The National Association of Retail Grocers of Australia is calling for greater scrutiny of acquisitions made by the country’s biggest supermarket chains in an effort to curtail what it claims is escalating market share by the major operators.
The National Association of Retail Grocers of Australia is calling for greater scrutiny of acquisitions made by the country’s biggest supermarket chains in an effort to curtail what it claims is escalating market share by the major operators, Woolworths and Coles.
The call comes after the independent retail sector had a win late last month when the federal government passed an amendment to the Trade Practices Act, strengthening predatory pricing provisions.
NARGA chairman John Cummings said the association was now turning its focus to “creeping acquisitions”.
Mr Cummings is calling on both sides of government to toughen the Trade Practices Act to prevent big market players from growing in size by buying up small business operators across the country.
He wants individual acquisitions to be approved by the corporate watchdog, the Australian Competition and Consumer Commission.
“It is not to say they can’t go ahead with the acquisitions, but there needs to be better checks and balances,” Mr Cummings said.
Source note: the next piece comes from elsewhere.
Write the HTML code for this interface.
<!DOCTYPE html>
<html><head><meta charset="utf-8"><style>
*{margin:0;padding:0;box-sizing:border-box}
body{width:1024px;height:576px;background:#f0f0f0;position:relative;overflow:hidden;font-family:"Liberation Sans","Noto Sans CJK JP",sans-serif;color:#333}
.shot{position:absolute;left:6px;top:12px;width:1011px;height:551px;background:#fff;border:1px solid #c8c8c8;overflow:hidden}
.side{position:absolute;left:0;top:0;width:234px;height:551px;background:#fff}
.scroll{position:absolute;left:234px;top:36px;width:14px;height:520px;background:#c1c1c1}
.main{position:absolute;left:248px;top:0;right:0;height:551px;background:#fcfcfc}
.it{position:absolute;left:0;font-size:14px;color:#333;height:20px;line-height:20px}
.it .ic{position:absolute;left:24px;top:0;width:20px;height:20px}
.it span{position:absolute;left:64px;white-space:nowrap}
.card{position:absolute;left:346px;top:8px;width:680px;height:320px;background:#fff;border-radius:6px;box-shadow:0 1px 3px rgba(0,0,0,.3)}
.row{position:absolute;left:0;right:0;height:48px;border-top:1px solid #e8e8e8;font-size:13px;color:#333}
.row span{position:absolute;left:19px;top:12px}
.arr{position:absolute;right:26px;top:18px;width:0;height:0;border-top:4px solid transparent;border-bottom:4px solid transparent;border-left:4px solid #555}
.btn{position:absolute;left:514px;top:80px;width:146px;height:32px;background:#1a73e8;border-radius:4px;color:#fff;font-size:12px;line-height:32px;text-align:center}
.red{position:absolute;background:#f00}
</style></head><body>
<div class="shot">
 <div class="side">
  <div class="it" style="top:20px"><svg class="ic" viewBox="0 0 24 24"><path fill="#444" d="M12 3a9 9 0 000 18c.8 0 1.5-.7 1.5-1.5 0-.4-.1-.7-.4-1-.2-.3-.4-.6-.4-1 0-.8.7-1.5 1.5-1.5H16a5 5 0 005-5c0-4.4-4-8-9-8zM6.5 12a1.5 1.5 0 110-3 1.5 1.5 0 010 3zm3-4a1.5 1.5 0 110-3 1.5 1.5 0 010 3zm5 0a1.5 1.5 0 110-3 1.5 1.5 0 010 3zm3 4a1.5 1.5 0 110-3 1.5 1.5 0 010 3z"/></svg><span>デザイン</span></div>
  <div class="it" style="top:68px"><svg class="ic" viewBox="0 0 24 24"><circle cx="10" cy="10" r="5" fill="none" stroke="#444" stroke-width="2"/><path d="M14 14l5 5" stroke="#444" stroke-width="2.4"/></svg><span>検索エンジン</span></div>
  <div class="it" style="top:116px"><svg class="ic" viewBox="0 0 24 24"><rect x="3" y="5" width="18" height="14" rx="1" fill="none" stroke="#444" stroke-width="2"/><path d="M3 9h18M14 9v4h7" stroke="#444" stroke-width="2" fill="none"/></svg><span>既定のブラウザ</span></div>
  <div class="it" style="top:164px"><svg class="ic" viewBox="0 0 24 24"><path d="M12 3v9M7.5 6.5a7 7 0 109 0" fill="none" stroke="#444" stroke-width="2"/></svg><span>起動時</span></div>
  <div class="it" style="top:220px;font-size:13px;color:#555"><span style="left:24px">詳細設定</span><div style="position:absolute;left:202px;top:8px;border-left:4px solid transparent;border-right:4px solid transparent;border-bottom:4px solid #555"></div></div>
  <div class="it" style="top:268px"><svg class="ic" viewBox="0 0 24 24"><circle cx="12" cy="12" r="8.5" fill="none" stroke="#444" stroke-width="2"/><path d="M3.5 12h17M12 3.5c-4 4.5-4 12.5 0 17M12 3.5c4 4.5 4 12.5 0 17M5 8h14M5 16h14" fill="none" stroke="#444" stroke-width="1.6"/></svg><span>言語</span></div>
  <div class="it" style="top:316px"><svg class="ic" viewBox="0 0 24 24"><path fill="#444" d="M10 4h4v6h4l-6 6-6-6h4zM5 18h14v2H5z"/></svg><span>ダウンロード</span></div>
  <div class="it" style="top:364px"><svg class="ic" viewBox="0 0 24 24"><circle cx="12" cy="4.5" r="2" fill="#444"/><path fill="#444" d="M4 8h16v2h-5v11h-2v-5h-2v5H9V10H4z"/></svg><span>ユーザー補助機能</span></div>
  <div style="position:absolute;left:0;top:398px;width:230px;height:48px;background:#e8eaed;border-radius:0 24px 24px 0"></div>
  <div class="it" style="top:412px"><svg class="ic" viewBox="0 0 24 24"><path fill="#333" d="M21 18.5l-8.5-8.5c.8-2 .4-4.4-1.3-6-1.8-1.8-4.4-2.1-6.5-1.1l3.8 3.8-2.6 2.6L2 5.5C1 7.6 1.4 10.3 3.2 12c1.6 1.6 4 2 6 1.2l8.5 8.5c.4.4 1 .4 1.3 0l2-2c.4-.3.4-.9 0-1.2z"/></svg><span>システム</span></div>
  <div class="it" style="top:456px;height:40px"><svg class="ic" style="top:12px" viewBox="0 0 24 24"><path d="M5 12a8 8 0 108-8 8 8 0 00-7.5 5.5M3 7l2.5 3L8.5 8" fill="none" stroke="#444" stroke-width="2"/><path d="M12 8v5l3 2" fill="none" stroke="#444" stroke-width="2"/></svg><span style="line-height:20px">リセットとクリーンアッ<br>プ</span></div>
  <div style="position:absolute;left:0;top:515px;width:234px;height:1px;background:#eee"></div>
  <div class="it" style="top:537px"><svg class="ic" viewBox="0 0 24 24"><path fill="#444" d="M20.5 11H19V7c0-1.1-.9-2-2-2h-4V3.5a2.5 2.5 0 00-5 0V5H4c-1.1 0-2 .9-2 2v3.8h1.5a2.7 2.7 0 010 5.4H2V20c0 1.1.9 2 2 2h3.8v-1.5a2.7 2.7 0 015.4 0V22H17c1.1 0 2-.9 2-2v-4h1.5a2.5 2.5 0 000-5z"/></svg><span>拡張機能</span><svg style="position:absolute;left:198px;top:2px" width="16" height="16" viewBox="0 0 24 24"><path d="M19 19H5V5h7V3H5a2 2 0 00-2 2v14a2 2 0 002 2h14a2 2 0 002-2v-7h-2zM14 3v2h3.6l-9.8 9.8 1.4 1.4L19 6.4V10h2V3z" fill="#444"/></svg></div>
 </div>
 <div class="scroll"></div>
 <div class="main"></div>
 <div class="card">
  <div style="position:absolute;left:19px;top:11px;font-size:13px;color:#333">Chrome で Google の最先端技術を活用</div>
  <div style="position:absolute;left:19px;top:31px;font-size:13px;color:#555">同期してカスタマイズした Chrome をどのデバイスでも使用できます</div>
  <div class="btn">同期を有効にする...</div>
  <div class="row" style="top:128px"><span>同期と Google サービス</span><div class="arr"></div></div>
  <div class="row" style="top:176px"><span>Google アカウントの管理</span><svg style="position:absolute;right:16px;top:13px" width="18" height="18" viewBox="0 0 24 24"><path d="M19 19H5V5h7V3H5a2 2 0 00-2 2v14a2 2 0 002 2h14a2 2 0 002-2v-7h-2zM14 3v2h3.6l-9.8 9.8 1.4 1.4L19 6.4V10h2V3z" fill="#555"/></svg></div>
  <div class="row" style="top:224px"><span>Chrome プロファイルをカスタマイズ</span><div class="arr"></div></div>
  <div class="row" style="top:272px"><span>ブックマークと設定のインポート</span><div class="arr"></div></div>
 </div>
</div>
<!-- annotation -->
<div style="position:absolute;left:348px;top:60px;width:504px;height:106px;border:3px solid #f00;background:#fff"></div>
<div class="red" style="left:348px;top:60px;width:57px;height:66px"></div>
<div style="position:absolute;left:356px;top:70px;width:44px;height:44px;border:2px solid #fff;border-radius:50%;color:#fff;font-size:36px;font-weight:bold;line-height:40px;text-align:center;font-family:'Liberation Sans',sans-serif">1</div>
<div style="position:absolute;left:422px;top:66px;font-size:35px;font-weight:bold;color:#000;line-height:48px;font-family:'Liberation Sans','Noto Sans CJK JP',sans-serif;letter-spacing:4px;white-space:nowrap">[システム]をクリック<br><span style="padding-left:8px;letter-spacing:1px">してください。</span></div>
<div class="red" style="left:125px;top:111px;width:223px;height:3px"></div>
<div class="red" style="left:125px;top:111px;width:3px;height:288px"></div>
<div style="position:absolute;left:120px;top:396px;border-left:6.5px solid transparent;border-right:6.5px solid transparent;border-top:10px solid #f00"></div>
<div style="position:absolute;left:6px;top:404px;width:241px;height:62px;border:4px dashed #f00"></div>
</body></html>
“In every Western market there would be some form of trade practice that restricts competitors buying 100 per cent of the market.”
Mr Cummings said creeping provisions could include restricting a major market player to buying only a certain number of businesses in a sector during a certain timeframe.
Chamber of Commerce and Industry WA executive director policy, Deidre Willmott, said that, under section 50 of the Trade Practices Act, the ACCC already had the power to investigate and oppose any acquisition that would substantially lessen competition in the market.
“The ACCC used the power to examine Woolworth’s acquisition of 22 Action Supermarkets on a store-by-store basis in 2005,” she said.
“There are other examples where the ACCC has examined the purchase of individual stores, the most recent being in June this year involving Woolworth’s planned purchase of an IGA Supermarket and liquor store in Jindabyne.”
But Mr Cummings, who is also the president of the WA Independent Grocers Association, said the provisions of the Trade Practices Act needed to be tightened.
“All the research we have done shows that the biggest issue without a doubt is the market dominance of the chains and the pressure that creates,” he said.
Mr Cummings said NARGA had been given assurances from both the Liberal Party and the Labor Party that they would look into the matter following the federal election.
The focus on creeping acquisitions comes more than three years after a senate economics references committee recommended 17 changes to the act, including the introduction of a 'creeping' provision.